Sunday, April 17, 2016

"I Was Sexually Abused."

Introduction

What I am about to say will likely evoke a reaction from you, whether you have dealt with sexual abuse/assault or not. That is not the point or the intent. If you can make it past the next paragraph and get to the questions, and read this entire post, then you are a fantastic person, even if you disagree with what I am about to say.

The Facts

I was sexually abused when I was three by a large hairy man when he removed my pants and performed oral sex on me. The abuse was not all that traumatic, except in how it affected my beliefs and what I thought about myself. I was sexually abused around seven or eight years old when a teenager my parents respected exposed his penis to me. I was sexually abused when I was twelve when my mother put lotion on my penis.

Debrief

Those are factual statements. They are not intended to cause sympathy, distress, or otherwise evoke an emotional response in you, dear reader. I put them out there, in the context of this post, because that is where they belong: In the context of this post. I have experience with abuse, on both sides. That is why this blog, and my aims at primary prevention, exist. Do not dare to tell me you are sorry for what I have gone through. If you want to respond, then do so by discussing this issue. Talk about it with people. Bring it up. That is how you can honor the part of me that was lost when I was abused. However, do not pity me or get emotional. I forbid it.

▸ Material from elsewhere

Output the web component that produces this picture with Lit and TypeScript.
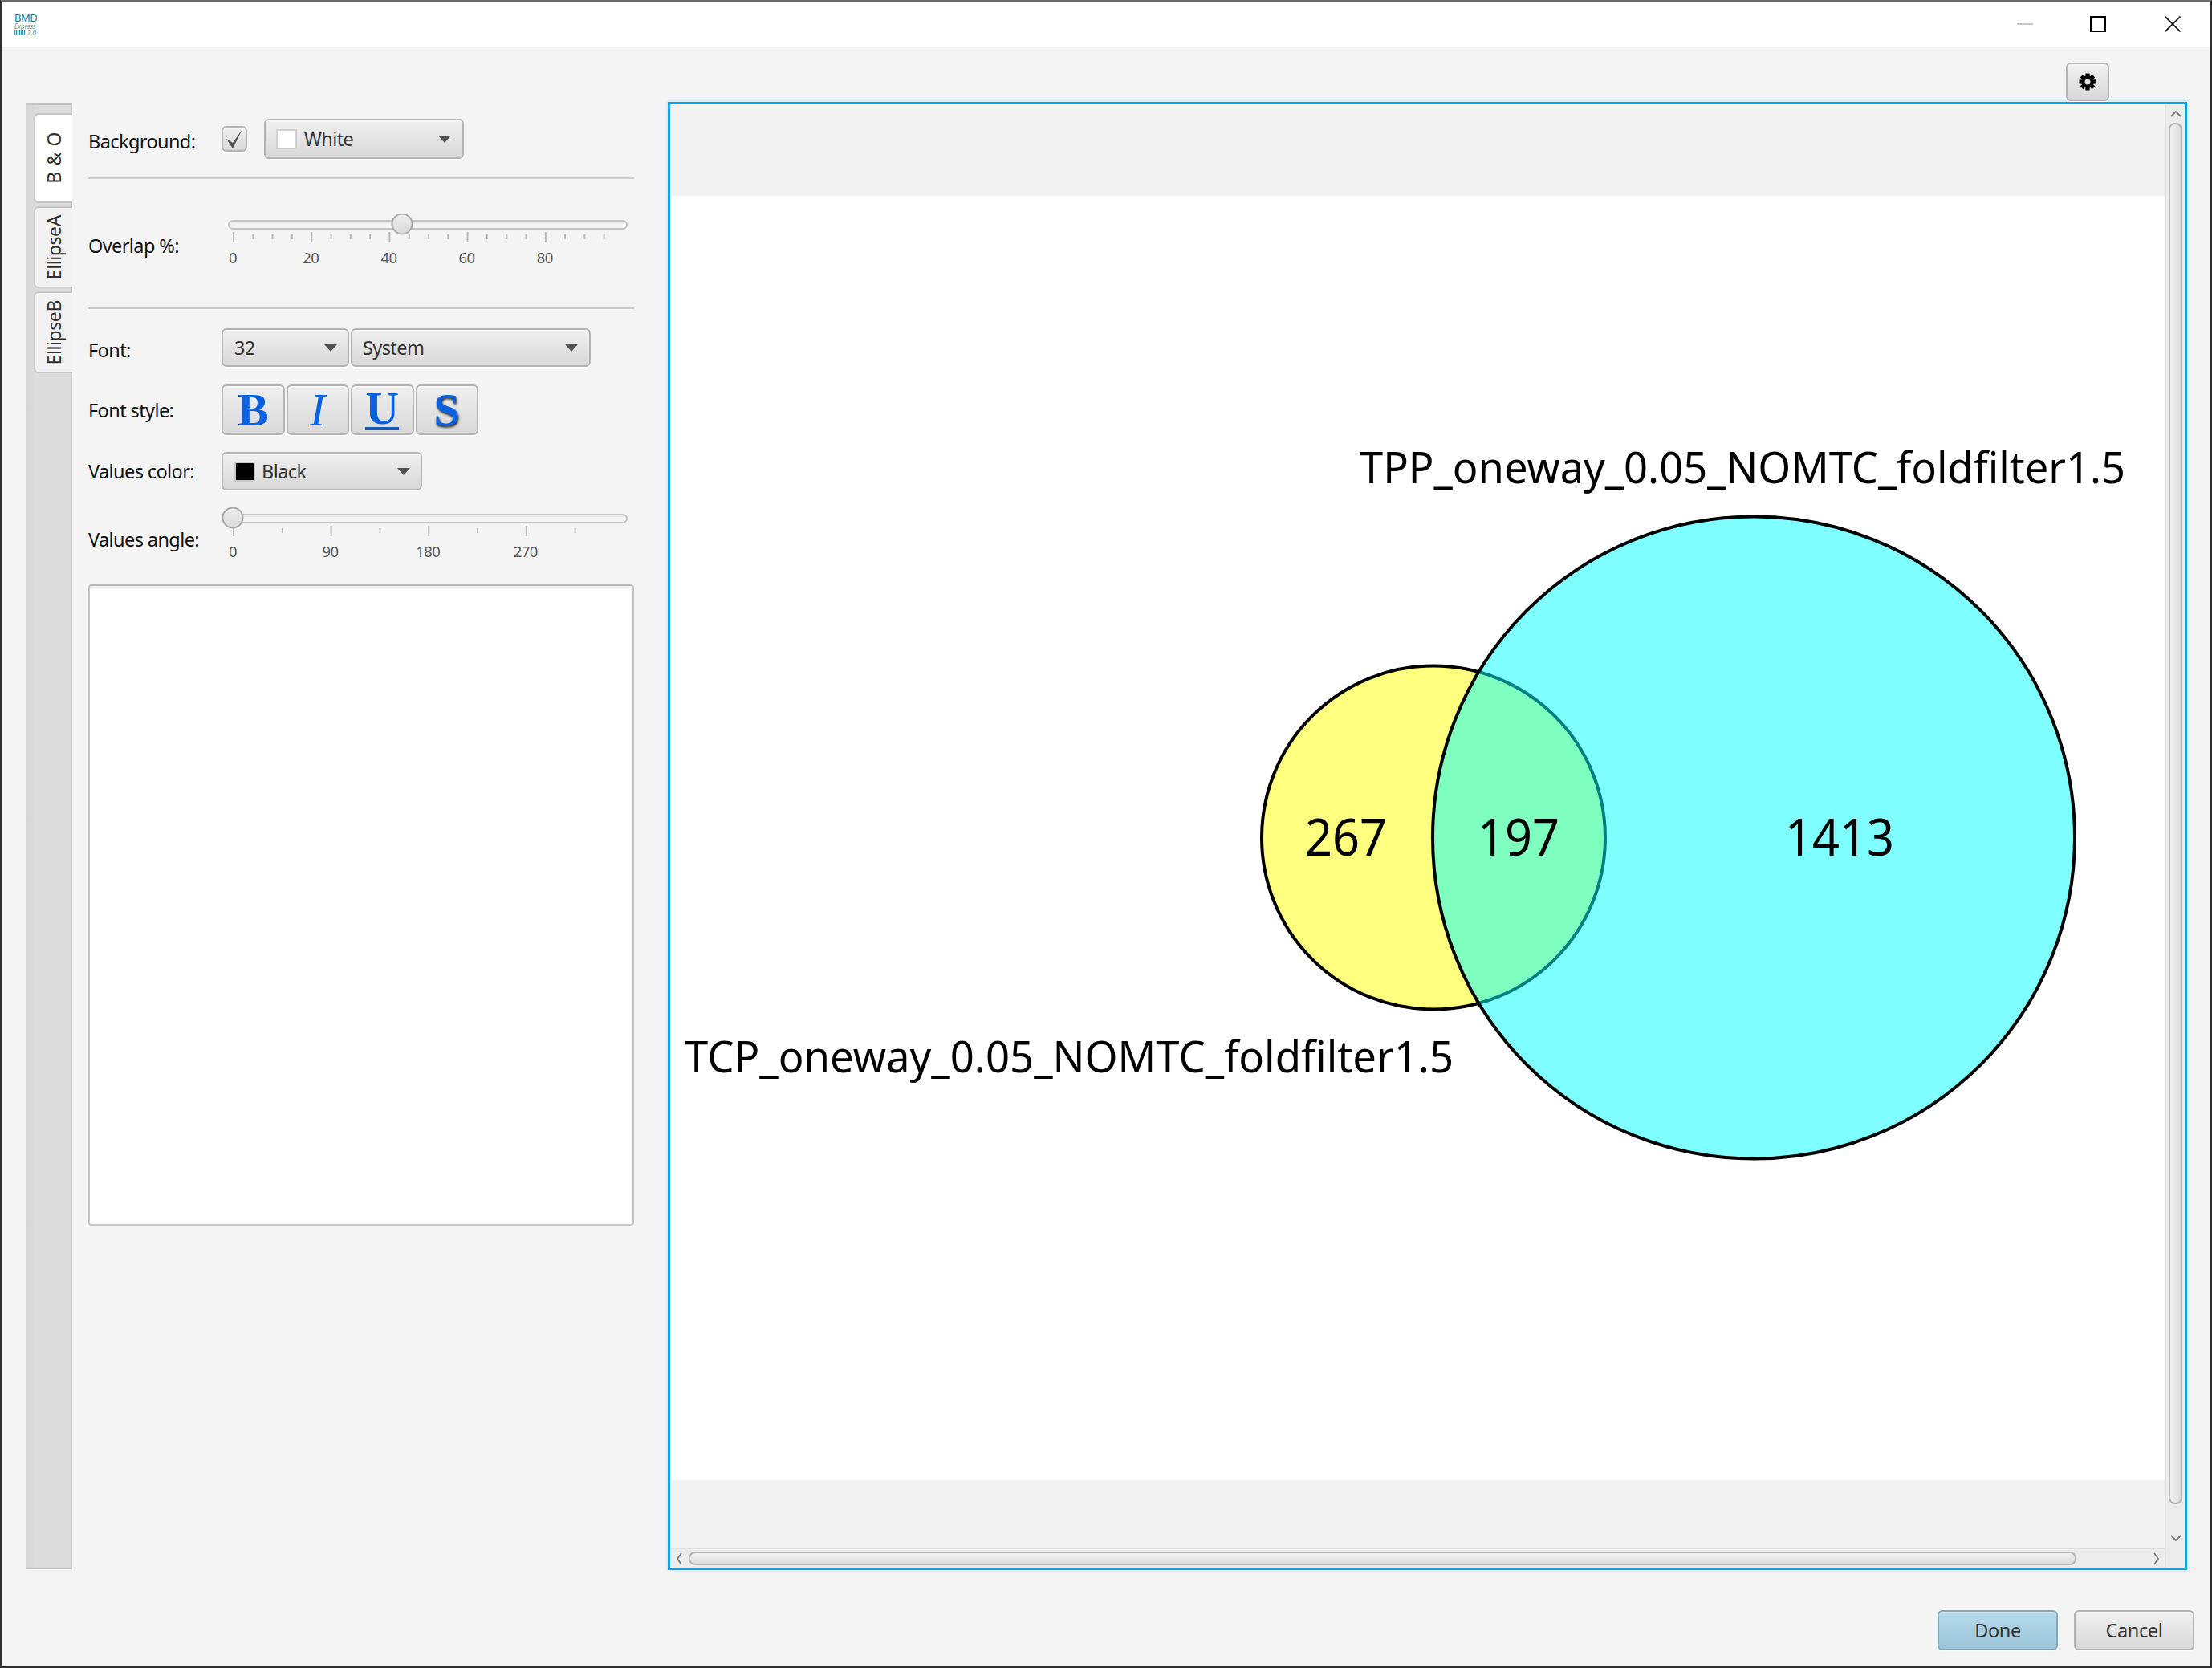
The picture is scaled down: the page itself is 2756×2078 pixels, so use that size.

My experience with abuse does not make me an expert. When I share that I have been abused, I share it to say, "I have some experience with this." I do not share it to shame. I quote from many resources that are experts in the area of child sexual abuse precisely because I am not an expert. I do not believe that having been abused, and having abused, mean that you should automatically believe what I say. They do not lend me automatic credibility, nor should they.

Bring It Up? On The Internet?

However, from time to time, I do bring it up in a discussion with someone who rants and raves about perverts and pedophiles and how sick they are. I do it to make a point: There are many victims of child sexual abuse that have moved on from it, and turned it into a positive driving force for change. This is not done out of anger, because that is not healthy. It is done out of an ongoing desire to see a system and a world where the issues and topics are discussed openly, honestly, civilly, and rationally. The discussions, for the sake of our children, must remain civil and rational and free from emotive responses.

It is an incredibly difficult topic to be rational about. I understand that. However, I must point out that many policies and a lot of stigma and damage have been done by reacting out of pure emotion. The policies we currently have in place do not protect children because they were never tested for efficacy. They were whipped up in a frenzy of emotive politics.

How is it used?

I have seen a fair number of people in comment boards, social media, and other outlets saying that they have been abused. I think in many cases they are factual statements. However, also in many cases I think they are intended as statements that discourage further discussion, or conversation enders, if you will. They can also be used to claim expert status, as if to say, "Because I was sexually abused, I know what all sexual abuse is about." I saw one person using it to claim moral superiority over a pedophile.

I have also seen the statement as a way of calling attention to one's self, or their organization. I suspect that there is money to be made in being the subject of the public's pity. I also suspect that there is an element of pride to some of these organizations. I have done my best to ensure that my motivation will never be financial, which is why this blog does not have ads set up (unless Google is putting them there without my knowledge). I have done my best to make sure that the point of these posts, of this blog, of TNF 13, is about the primary prevention of child sexual abuse, not about me.

Use With Care

In short, I think that when that statement is used, it must be used with care. I have intentionally avoided using it in several instances because I thought it could come across as 'pity me'. I have used it to test how someone will react to it, and to see if they were capable of setting their emotions aside to have a rational discussion. They blocked me rather than continuing the conversation, which shows me they are unwilling to contribute to a solution.

Are you willing to discuss these issues? Will you think calmly, rationally, and openly consider ideas? Will you base those ideas on the facts around the issues? Or will you pretend that the culprits of abuse fit a stereotypical mold and hide from the inconvenient truths about child sexual abuse? Will you put organization, money, and politics aside to look at what works and what does not? Will you discuss this rationally to come up with ideas and solutions based in fact?